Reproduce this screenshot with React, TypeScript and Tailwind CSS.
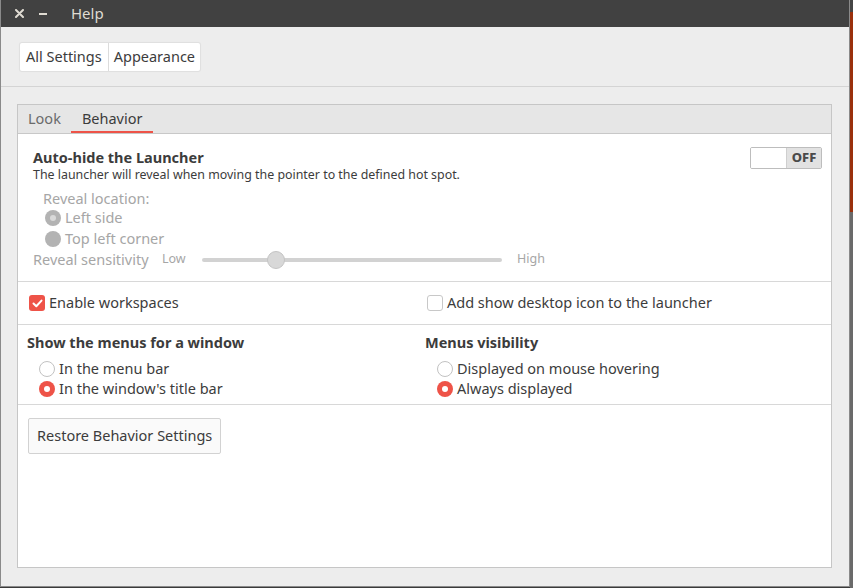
import React from "react";

const font = { fontFamily: '"Noto Sans", "Open Sans", sans-serif' };

function Radio({ checked, disabled }: { checked?: boolean; disabled?: boolean }) {
  if (disabled) {
    return (
      <span className="flex h-[16px] w-[16px] items-center justify-center rounded-full bg-[#b3b3b3]">
        {checked && <span className="h-[6px] w-[6px] rounded-full bg-[#d9d9d9]" />}
      </span>
    );
  }
  if (checked) {
    return (
      <span className="flex h-[16px] w-[16px] items-center justify-center rounded-full bg-[#ee5348]">
        <span className="h-[6px] w-[6px] rounded-full bg-white" />
      </span>
    );
  }
  return <span className="h-[16px] w-[16px] rounded-full border border-[#c2c2c2] bg-white" />;
}

function Checkbox({ checked }: { checked?: boolean }) {
  if (checked) {
    return (
      <span className="flex h-[16px] w-[16px] items-center justify-center rounded-[3px] bg-[#ee5348]">
        <svg width="11" height="9" viewBox="0 0 11 9">
          <path d="M1.5 4.5 L4.3 7.2 L9.5 1.6" stroke="white" strokeWidth="2" fill="none" strokeLinecap="round" strokeLinejoin="round" />
        </svg>
      </span>
    );
  }
  return <span className="h-[16px] w-[16px] rounded-[3px] border border-[#c8c8c8] bg-white" />;
}

export default function App() {
  return (
    <div className="flex h-[588px] w-[853px] bg-[#3a3a3a] text-[#3c3c3c]" style={font}>
      <div className="flex h-[587px] w-[850px] flex-col border-l border-r border-b border-[#8a8a8a] bg-[#ededed]">
        {/* title bar */}
        <div className="flex h-[27px] items-center bg-[#414141] text-[#dfdbd2]">
          <svg className="ml-[14px]" width="9" height="9" viewBox="0 0 9 9">
            <path d="M1 1 L8 8 M8 1 L1 8" stroke="#dfdbd2" strokeWidth="2" strokeLinecap="round" />
          </svg>
          <span className="ml-[15px] h-[2px] w-[8px] bg-[#dfdbd2]" />
          <span className="ml-[24px] text-[15px] leading-none">Help</span>
        </div>
        {/* header */}
        <div className="flex h-[60px] items-start border-b border-[#d4d4d4] pl-[19px] pt-[16px]">
          <div className="flex h-[28px] rounded-[2px] bg-white text-[14.5px] shadow-[0_0_1px_1px_rgba(0,0,0,0.06)]">
            <span className="flex items-center border-r border-[#dcdcdc] px-[6px]">All Settings</span>
            <span className="flex items-center px-[5px]">Appearance</span>
          </div>
        </div>
        {/* notebook */}
        <div className="ml-[16px] mt-[17px] flex h-[464px] w-[815px] flex-col border border-[#c6c6c6] bg-white">
          <div className="flex h-[29px] border-b border-[#c8c8c8] bg-[#e6e6e6] text-[14.5px]">
            <span className="flex items-center px-[10px] text-[#6b6b6b]">Look</span>
            <span className="flex items-center border-b-2 border-[#ee5348] px-[11px] pt-[2px]">Behavior</span>
          </div>
          {/* section 1 */}
          <div className="flex h-[148px] flex-col border-b border-[#d8d8d8] pl-[15px] pr-[9px] pt-[13px]">
            <div className="flex items-start justify-between">
              <div className="flex flex-col">
                <span className="text-[14.5px] font-bold leading-[20px]">Auto-hide the Launcher</span>
                <span className="text-[12.4px] leading-[15px]">The launcher will reveal when moving the pointer to the defined hot spot.</span>
              </div>
              <div className="flex h-[22px] w-[72px] overflow-hidden rounded-[2px] border border-[#bdbdbd]">
                <span className="w-[35px] bg-white" />
                <span className="flex flex-1 items-center justify-center border-l border-[#cfcfcf] bg-[#e2e2e2] text-[13px] font-extrabold text-[#4a4a4a]">OFF</span>
              </div>
            </div>
            <div className="mt-[7px] pl-[10px] text-[14.5px] leading-[19px] text-[#a6a6a6]">Reveal location:</div>
            <div className="flex h-[20px] items-center gap-[4px] pl-[12px] text-[14.5px] text-[#a6a6a6]">
              <Radio checked disabled />
              <span>Left side</span>
            </div>
            <div className="flex h-[21px] items-center gap-[4px] pl-[12px] text-[14.5px] text-[#a6a6a6]">
              <Radio disabled />
              <span>Top left corner</span>
            </div>
            <div className="flex h-[21px] items-center text-[14.5px] text-[#a6a6a6]">
              <span className="w-[129px]">Reveal sensitivity</span>
              <span className="w-[40px] text-[12.5px]">Low</span>
              <div className="relative h-[4px] w-[300px] rounded-full bg-[#d2d2d2]">
                <span className="absolute left-[65px] top-[-7px] h-[18px] w-[18px] rounded-full border border-[#c4c4c4] bg-[#d8d8d8]" />
              </div>
              <span className="ml-[15px] text-[12.5px]">High</span>
            </div>
          </div>
          {/* section 2 */}
          <div className="flex h-[43px] items-center border-b border-[#d8d8d8] text-[14.5px]">
            <div className="flex w-[409px] items-center gap-[4px] pl-[11px]">
              <Checkbox checked />
              <span>Enable workspaces</span>
            </div>
            <div className="flex items-center gap-[4px]">
              <Checkbox />
              <span>Add show desktop icon to the launcher</span>
            </div>
          </div>
          {/* section 3 */}
          <div className="flex h-[80px] border-b border-[#d8d8d8] pt-[7px] text-[14.5px]">
            <div className="flex w-[407px] flex-col pl-[9px]">
              <span className="font-bold leading-[20px]">Show the menus for a window</span>
              <div className="mt-[7px] flex h-[20px] items-center gap-[4px] pl-[12px]">
                <Radio />
                <span>In the menu bar</span>
              </div>
              <div className="flex h-[20px] items-center gap-[4px] pl-[12px]">
                <Radio checked />
                <span>In the window's title bar</span>
              </div>
            </div>
            <div className="flex flex-col">
              <span className="font-bold leading-[20px]">Menus visibility</span>
              <div className="mt-[7px] flex h-[20px] items-center gap-[4px] pl-[12px]">
                <Radio />
                <span>Displayed on mouse hovering</span>
              </div>
              <div className="flex h-[20px] items-center gap-[4px] pl-[12px]">
                <Radio checked />
                <span>Always displayed</span>
              </div>
            </div>
          </div>
          {/* section 4 */}
          <div className="pl-[10px] pt-[13px]">
            <button className="h-[36px] rounded-[2px] border border-[#d2d2d2] bg-[#fafafa] px-[8px] text-[14.5px] text-[#3c3c3c]" style={font}>
              Restore Behavior Settings
            </button>
          </div>
        </div>
      </div>
      <div className="flex w-[3px] flex-col">
        <div className="h-[12px] bg-[#454545]" />
        <div className="h-[200px] bg-[#9a300c]" />
        <div className="flex-1 bg-[#6a6a6a]" />
      </div>
    </div>
  );
}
======
- [AIM]: Which lines hold the string "React"? List them all.

- [ANSWER BELOW]:
Reproduce this screenshot with React, TypeScript and Tailwind CSS.
import React from "react";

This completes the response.